──────── PROVIDED DATA
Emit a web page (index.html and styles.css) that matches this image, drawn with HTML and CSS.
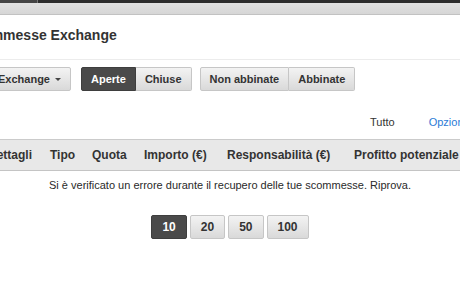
FILE: index.html
```html
<!DOCTYPE html>
<html lang="it">
<head>
    <meta charset="UTF-8">
    <meta name="viewport" content="width=device-width, initial-scale=1.0">
    <title>Scommesse Exchange</title>
    <link rel="stylesheet" href="styles.css">
</head>
<body>
    <div class="topbar"><div class="topbar-tab"></div></div>
    <div class="subbar"></div>

    <div class="page">
        <h1 class="title">Scommesse Exchange</h1>

        <div class="toolbar">
            <button class="btn btn-dropdown">Exchange <span class="caret"></span></button>
            <div class="btn-group">
                <button class="btn active">Aperte</button>
                <button class="btn">Chiuse</button>
            </div>
            <div class="btn-group">
                <button class="btn">Non abbinate</button>
                <button class="btn">Abbinate</button>
            </div>
        </div>

        <div class="filters">
            <span class="filter">Tutto</span>
            <a class="filter link" href="#">Opzioni</a>
        </div>
    </div>

    <div class="table-head">
        <div class="cols">
            <span class="col col-details">Dettagli</span>
            <span class="col col-type">Tipo</span>
            <span class="col col-odds">Quota</span>
            <span class="col col-stake">Importo (€)</span>
            <span class="col col-liability">Responsabilità (€)</span>
            <span class="col col-profit">Profitto potenziale</span>
        </div>
    </div>

    <p class="message">Si è verificato un errore durante il recupero delle tue scommesse. Riprova.</p>

    <div class="pager">
        <button class="btn page-btn active">10</button>
        <button class="btn page-btn">20</button>
        <button class="btn page-btn">50</button>
        <button class="btn page-btn">100</button>
    </div>
</body>
</html>
```

FILE: styles.css
```css
body {
    margin: 0;
    font-family: "Liberation Sans", Arial, sans-serif;
    color: #333;
    background-color: #fff;
    overflow: hidden;
}
.topbar {
    height: 3px;
    background-color: #2e2e2e;
}
.topbar-tab {
    width: 37px;
    height: 3px;
    background-color: #454545;
    border-right: 1px solid #777;
}
.subbar {
    height: 11px;
    background: linear-gradient(#e2e2e2, #d6d6d6);
    border-bottom: 1px solid #c2c2c2;
}
.page {
    margin-left: -40px;
}
.title {
    margin: 0;
    padding: 12px 0 16px 5px;
    font-size: 14px;
    line-height: 16px;
    font-weight: bold;
    color: #333;
    border-bottom: 1px solid #ececec;
}
.toolbar {
    display: flex;
    gap: 8px;
    margin-top: 7px;
    padding-left: 29px;
}
.btn-group {
    display: flex;
}
.btn {
    height: 24px;
    padding: 0 9px;
    font-family: "Liberation Sans", Arial, sans-serif;
    font-size: 11px;
    font-weight: bold;
    line-height: 22px;
    color: #333;
    background: linear-gradient(#f3f3f3, #d9d9d9);
    border: 1px solid #c6c6c6;
    border-radius: 2px;
    cursor: pointer;
}
.btn-group .btn {
    border-radius: 0;
}
.btn-group .btn:first-child {
    border-radius: 2px 0 0 2px;
}
.btn-group .btn:last-child {
    border-left: none;
    border-radius: 0 2px 2px 0;
}
.btn.active {
    color: #fff;
    background: #4a4a4a;
    border-color: #3e3e3e;
}
.btn-dropdown {
    padding: 0 9px 0 8px;
    margin-right: 2px;
}
.caret {
    display: inline-block;
    margin-left: 2px;
    vertical-align: 2px;
    border-left: 3px solid transparent;
    border-right: 3px solid transparent;
    border-top: 3px solid #444;
}
.filters {
    display: flex;
    gap: 34px;
    margin-top: 24px;
    padding-left: 410px;
    font-size: 11px;
    line-height: 14px;
    white-space: nowrap;
}
.filter {
    color: #333;
}
.link {
    color: #2b7bd6;
    text-decoration: none;
}
.table-head {
    margin-top: 10px;
    height: 30px;
    background-color: #e8e8e8;
    border-top: 1px solid #cbcbcb;
    border-bottom: 1px solid #c4c4c4;
}
.cols {
    display: flex;
    margin-left: -12px;
    font-size: 12px;
    font-weight: bold;
    line-height: 30px;
    white-space: nowrap;
}
.col-details { width: 62px; }
.col-type { width: 42px; }
.col-odds { width: 52px; }
.col-stake { width: 83px; }
.col-liability { width: 127px; }
.message {
    margin: 7px 0 0;
    font-size: 11px;
    line-height: 14px;
    text-align: center;
    color: #2a2a2a;
}
.pager {
    display: flex;
    justify-content: center;
    gap: 3px;
    margin-top: 23px;
}
.page-btn {
    padding: 0 10px;
    font-size: 12px;
}
```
────────────────
REQUIRED TASK → Exclude the images and reproduce the remaining data exactly.

SOLUTION →
Emit a web page (index.html and styles.css) that matches this image, drawn with HTML and CSS.
FILE: index.html
```html
<!DOCTYPE html>
<html lang="it">
<head>
    <meta charset="UTF-8">
    <meta name="viewport" content="width=device-width, initial-scale=1.0">
    <title>Scommesse Exchange</title>
    <link rel="stylesheet" href="styles.css">
</head>
<body>
    <div class="topbar"><div class="topbar-tab"></div></div>
    <div class="subbar"></div>

    <div class="page">
        <h1 class="title">Scommesse Exchange</h1>

        <div class="toolbar">
            <button class="btn btn-dropdown">Exchange <span class="caret"></span></button>
            <div class="btn-group">
                <button class="btn active">Aperte</button>
                <button class="btn">Chiuse</button>
            </div>
            <div class="btn-group">
                <button class="btn">Non abbinate</button>
                <button class="btn">Abbinate</button>
            </div>
        </div>

        <div class="filters">
            <span class="filter">Tutto</span>
            <a class="filter link" href="#">Opzioni</a>
        </div>
    </div>

    <div class="table-head">
        <div class="cols">
            <span class="col col-details">Dettagli</span>
            <span class="col col-type">Tipo</span>
            <span class="col col-odds">Quota</span>
            <span class="col col-stake">Importo (€)</span>
            <span class="col col-liability">Responsabilità (€)</span>
            <span class="col col-profit">Profitto potenziale</span>
        </div>
    </div>

    <p class="message">Si è verificato un errore durante il recupero delle tue scommesse. Riprova.</p>

    <div class="pager">
        <button class="btn page-btn active">10</button>
        <button class="btn page-btn">20</button>
        <button class="btn page-btn">50</button>
        <button class="btn page-btn">100</button>
    </div>
</body>
</html>
```

FILE: styles.css
```css
body {
    margin: 0;
    font-family: "Liberation Sans", Arial, sans-serif;
    color: #333;
    background-color: #fff;
    overflow: hidden;
}
.topbar {
    height: 3px;
    background-color: #2e2e2e;
}
.topbar-tab {
    width: 37px;
    height: 3px;
    background-color: #454545;
    border-right: 1px solid #777;
}
.subbar {
    height: 11px;
    background: linear-gradient(#e2e2e2, #d6d6d6);
    border-bottom: 1px solid #c2c2c2;
}
.page {
    margin-left: -40px;
}
.title {
    margin: 0;
    padding: 12px 0 16px 5px;
    font-size: 14px;
    line-height: 16px;
    font-weight: bold;
    color: #333;
    border-bottom: 1px solid #ececec;
}
.toolbar {
    display: flex;
    gap: 8px;
    margin-top: 7px;
    padding-left: 29px;
}
.btn-group {
    display: flex;
}
.btn {
    height: 24px;
    padding: 0 9px;
    font-family: "Liberation Sans", Arial, sans-serif;
    font-size: 11px;
    font-weight: bold;
    line-height: 22px;
    color: #333;
    background: linear-gradient(#f3f3f3, #d9d9d9);
    border: 1px solid #c6c6c6;
    border-radius: 2px;
    cursor: pointer;
}
.btn-group .btn {
    border-radius: 0;
}
.btn-group .btn:first-child {
    border-radius: 2px 0 0 2px;
}
.btn-group .btn:last-child {
    border-left: none;
    border-radius: 0 2px 2px 0;
}
.btn.active {
    color: #fff;
    background: #4a4a4a;
    border-color: #3e3e3e;
}
.btn-dropdown {
    padding: 0 9px 0 8px;
    margin-right: 2px;
}
.caret {
    display: inline-block;
    margin-left: 2px;
    vertical-align: 2px;
    border-left: 3px solid transparent;
    border-right: 3px solid transparent;
    border-top: 3px solid #444;
}
.filters {
    display: flex;
    gap: 34px;
    margin-top: 24px;
    padding-left: 410px;
    font-size: 11px;
    line-height: 14px;
    white-space: nowrap;
}
.filter {
    color: #333;
}
.link {
    color: #2b7bd6;
    text-decoration: none;
}
.table-head {
    margin-top: 10px;
    height: 30px;
    background-color: #e8e8e8;
    border-top: 1px solid #cbcbcb;
    border-bottom: 1px solid #c4c4c4;
}
.cols {
    display: flex;
    margin-left: -12px;
    font-size: 12px;
    font-weight: bold;
    line-height: 30px;
    white-space: nowrap;
}
.col-details { width: 62px; }
.col-type { width: 42px; }
.col-odds { width: 52px; }
.col-stake { width: 83px; }
.col-liability { width: 127px; }
.message {
    margin: 7px 0 0;
    font-size: 11px;
    line-height: 14px;
    text-align: center;
    color: #2a2a2a;
}
.pager {
    display: flex;
    justify-content: center;
    gap: 3px;
    margin-top: 23px;
}
.page-btn {
    padding: 0 10px;
    font-size: 12px;
}
```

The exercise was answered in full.